То есть можно сказать, что у поэзии вака и поэзии хайкай – различные отправные точки. В поэзии вака – это человеческое сердце, собственные чувства, в поэзии хайкай – это вещественный, конкретный и неповторимый в каждом своем проявлении предметный мир. Для поэзии вака характерно движение от сердца, чувств, к природе, для поэзии хайкай наоборот – от природы к сердцу. Как мы уже говорили, поэт вака может писать о цветах, росе, дожде, даже не видя их; он может воспевать красоту залива Сума, бухты Акаси или горы Удзи, никуда из своего дома не выходя. Ему не надо было видеть то, о чем он пишет, важен был лишь символический смысл географических названий или явлений природы, их соотнесенность с определенным чувством. Поэт хайкай может писать только о том, что увидел собственными глазами. Один из современных поэтов Абэ Канъити говорит: «Пока я не поеду туда сам, пока в этом конкретном явлении я не увижу своего, я ничего не могу сочинить».

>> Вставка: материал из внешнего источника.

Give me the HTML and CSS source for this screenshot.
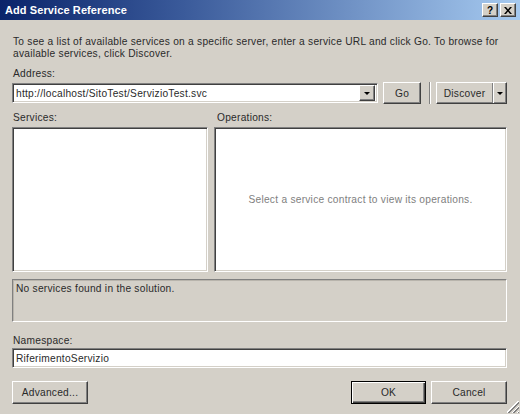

Поэтому для поэта, пишущего в жанре хайкай, так важно было путешествовать, ему требовались постоянная смена и новизна ощущений, он должен был неустанно развивать в себе умение «видеть». Отчасти процесс создания хокку сродни озарению дзэнского монаха – вдруг увидев какую-то вещь, возможно в несколько непривычном для нее ракурсе, или сопоставив два обычно несопоставимых предмета, поэт испытывает мощный импульс, вдруг открывая для себя внутреннее единство мира, мира, в котором все связано – и природное и человеческое, в результате этого импульса рождается хокку. Фиксируя в своем стихотворении то, что было увидено в момент такого поэтического озарения, поэт передает этот импульс читателю, заставляя и того «увидеть» и почувствовать то, что вдруг открылось ему.

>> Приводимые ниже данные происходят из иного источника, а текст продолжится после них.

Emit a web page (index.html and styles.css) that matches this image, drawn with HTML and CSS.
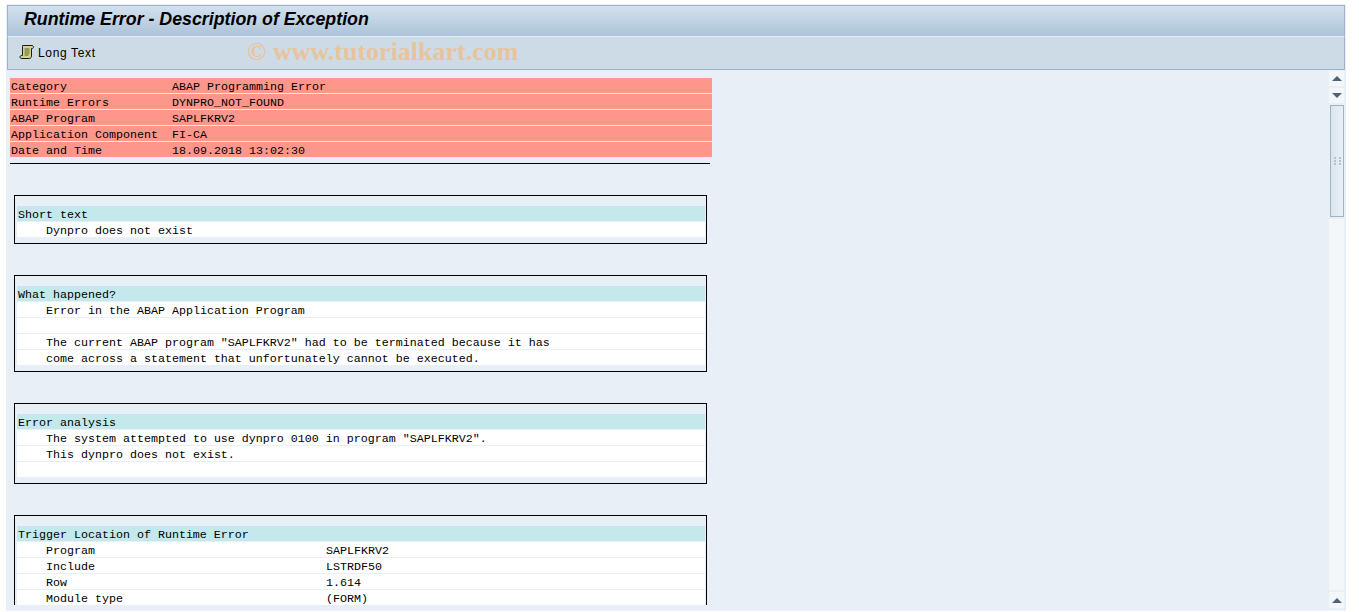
FILE: index.html
```html
<!DOCTYPE html>
<html lang="en">
<head>
    <meta charset="UTF-8">
    <title>Runtime Error - Description of Exception</title>
    <link rel="stylesheet" href="styles.css">
</head>
<body>
    <div class="window">
        <div class="title-bar"><h1>Runtime Error - Description of Exception</h1></div>
        <div class="toolbar">
            <button class="tool-btn">
                <svg class="scroll-icon" width="16" height="16" viewBox="0 0 16 16">
                    <path d="M3.500 1.500H13c1.300 0 1.500 1.200 1.500 1.700 0 .8-.6 1.300-1.500 1.300h-.5v7.500c0 1.200-.8 2.500-2 2.500H3c-1.300 0-2-.6-2-1.500s.7-1.500 2-1.500h.5V3c0-.9-.2-1.500 0-1.500z" fill="#d3d28e" stroke="#1c1c10"/>
                    <path d="M5.500 5h5M5.500 7h5M5.500 9h5M5.500 11h4" stroke="#55632c"/>
                </svg>
                <span>Long Text</span>
            </button>
            <span class="watermark">© www.tutorialkart.com</span>
        </div>
        <div class="content">
            <div class="report">
                <div class="summary">
                    <div class="summary-row"><span class="key">Category</span>ABAP Programming Error</div>
                    <div class="summary-row"><span class="key">Runtime Errors</span>DYNPRO_NOT_FOUND</div>
                    <div class="summary-row"><span class="key">ABAP Program</span>SAPLFKRV2</div>
                    <div class="summary-row"><span class="key">Application Component</span>FI-CA</div>
                    <div class="summary-row"><span class="key">Date and Time</span>18.09.2018 13:02:30</div>
                </div>
                <div class="summary-rule"></div>

                <div class="box">
                    <div class="box-head">Short text</div>
                    <div class="line">Dynpro does not exist</div>
                </div>

                <div class="box">
                    <div class="box-head">What happened?</div>
                    <div class="line">Error in the ABAP Application Program</div>
                    <div class="line"></div>
                    <div class="line">The current ABAP program "SAPLFKRV2" had to be terminated because it has</div>
                    <div class="line">come across a statement that unfortunately cannot be executed.</div>
                </div>

                <div class="box">
                    <div class="box-head">Error analysis</div>
                    <div class="line">The system attempted to use dynpro 0100 in program "SAPLFKRV2".</div>
                    <div class="line">This dynpro does not exist.</div>
                    <div class="line"></div>
                </div>

                <div class="box">
                    <div class="box-head">Trigger Location of Runtime Error</div>
                    <div class="line"><span class="label">Program</span>SAPLFKRV2</div>
                    <div class="line"><span class="label">Include</span>LSTRDF50</div>
                    <div class="line"><span class="label">Row</span>1.614</div>
                    <div class="line"><span class="label">Module type</span>(FORM)</div>
                </div>
            </div>
            <div class="scrollbar">
                <div class="scroll-btn"><span class="arrow-up"></span></div>
                <div class="scroll-btn"><span class="arrow-down"></span></div>
                <div class="thumb"><span class="grip"></span></div>
                <div class="track"></div>
                <div class="scroll-btn scroll-btn-tall"><span class="arrow-up"></span></div>
                <div class="scroll-btn"></div>
            </div>
        </div>
    </div>
</body>
</html>
```

FILE: styles.css
```css
body {
    margin: 0;
    background-color: #ffffff;
    overflow: hidden;
}
.window {
    height: 607px;
    box-sizing: border-box;
    margin: 4px 13px 0 6px;
    padding-top: 1px;
    background-color: #e8eff7;
    display: flex;
    flex-direction: column;
    overflow: hidden;
}
.title-bar {
    height: 26px;
    margin: 0 1px;
    display: flex;
    align-items: center;
    padding: 0 0 4px 16px;
    border: 1px solid #9fb1c2;
    border-bottom: none;
    background: linear-gradient(#d3e1ee, #adc3d9);
}
h1 {
    margin: 0;
    font-family: "Liberation Sans", Arial, sans-serif;
    font-size: 17.8px;
    font-weight: bold;
    font-style: italic;
    color: #000;
}
.toolbar {
    height: 32px;
    margin: 0 1px;
    display: flex;
    align-items: center;
    border: 1px solid #9fb1c2;
    border-top: 1px solid #e4edf5;
    background-color: #cddbe7;
    position: relative;
}
.tool-btn {
    display: flex;
    align-items: center;
    gap: 3px;
    margin-left: 11px;
    padding: 0;
    border: none;
    background: none;
    font-family: "Liberation Sans", Arial, sans-serif;
    font-size: 12px;
    letter-spacing: 0.65px;
    color: #000;
}
.scroll-icon {
    margin-top: -3px;
}
.watermark {
    position: absolute;
    left: 239px;
    top: 0;
    font-family: "Liberation Serif", "Times New Roman", serif;
    font-size: 26px;
    font-weight: bold;
    color: #e8c49c;
}
.content {
    flex: 1;
    display: flex;
    align-items: flex-start;
    min-height: 0;
}
.report {
    flex: 1;
    height: 535px;
    box-sizing: border-box;
    padding: 8px 0 0 4px;
    overflow: hidden;
    font-family: "Liberation Mono", "Courier New", monospace;
    font-size: 11.67px;
    color: #000;
}
.summary {
    width: 702px;
}
.summary-row {
    height: 15px;
    line-height: 19px;
    padding-left: 1px;
    margin-bottom: 1px;
    background-color: #ff968c;
    white-space: pre;
}
.key {
    display: inline-block;
    width: 161px;
    height: 15px;
}
.summary-rule {
    width: 700px;
    height: 1px;
    margin-top: 6px;
    background-color: #000;
}
.box {
    width: 688px;
    margin: 31px 0 0 4px;
    padding: 10px 1px 5px 2px;
    border: 1px solid #000;
}
.box-head {
    height: 15px;
    line-height: 19px;
    margin-bottom: 1px;
    padding-left: 1px;
    background-color: #c3e9ec;
}
.line {
    height: 15px;
    line-height: 19px;
    margin-bottom: 1px;
    padding-left: 29px;
    background-color: #fff;
    white-space: pre;
}
.label {
    display: inline-block;
    width: 280px;
    height: 15px;
}
.scrollbar {
    width: 15px;
    margin-right: 2px;
    padding-top: 1px;
    display: flex;
    flex-direction: column;
    flex: none;
    gap: 2px;
}
.scroll-btn {
    height: 15px;
    background-color: #f4f7fa;
    display: flex;
    align-items: center;
    justify-content: center;
    flex: none;
}
.scroll-btn-tall {
    height: 16px;
}
.arrow-up {
    border: 5px solid transparent;
    border-top: none;
    border-bottom: 5px solid #4e6377;
}
.arrow-down {
    border: 5px solid transparent;
    border-bottom: none;
    border-top: 5px solid #4e6377;
}
.thumb {
    flex: none;
    height: 110px;
    margin-left: 1px;
    border: 1px solid #a3b2bf;
    background: linear-gradient(to right, #dbe5ee, #e9f0f6);
    display: flex;
    align-items: center;
    justify-content: center;
}
.grip {
    width: 7px;
    height: 8px;
    background-image:
        repeating-linear-gradient(#b4c0cc 0 2px, transparent 2px 3px),
        repeating-linear-gradient(#b4c0cc 0 2px, transparent 2px 3px);
    background-size: 2px 8px;
    background-position: 0 0, 5px 0;
    background-repeat: no-repeat;
}
.track {
    flex: none;
    height: 371px;
    background-color: #f4f7fa;
}
```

В поэзии вака первостепенное значение имеет литературный опыт, литературное знание. При всей важности этих моментов для поэта хайкай у него на первом месте всегда странствие и наблюдение, связанные с приобретением личного жизненного опыта – именно этот опыт и становится источником его поэтического вдохновения. Вот что писал один из поэтов хайкай, Сэйби (1749–1816): «Желающий овладеть искусством хайкай должен иметь что-то вроде сумы нищего. Все увиденное, все услышанное, все разнообразные явления и дела этого мира в этой суме собираются и по мере надобности извлекаются оттуда».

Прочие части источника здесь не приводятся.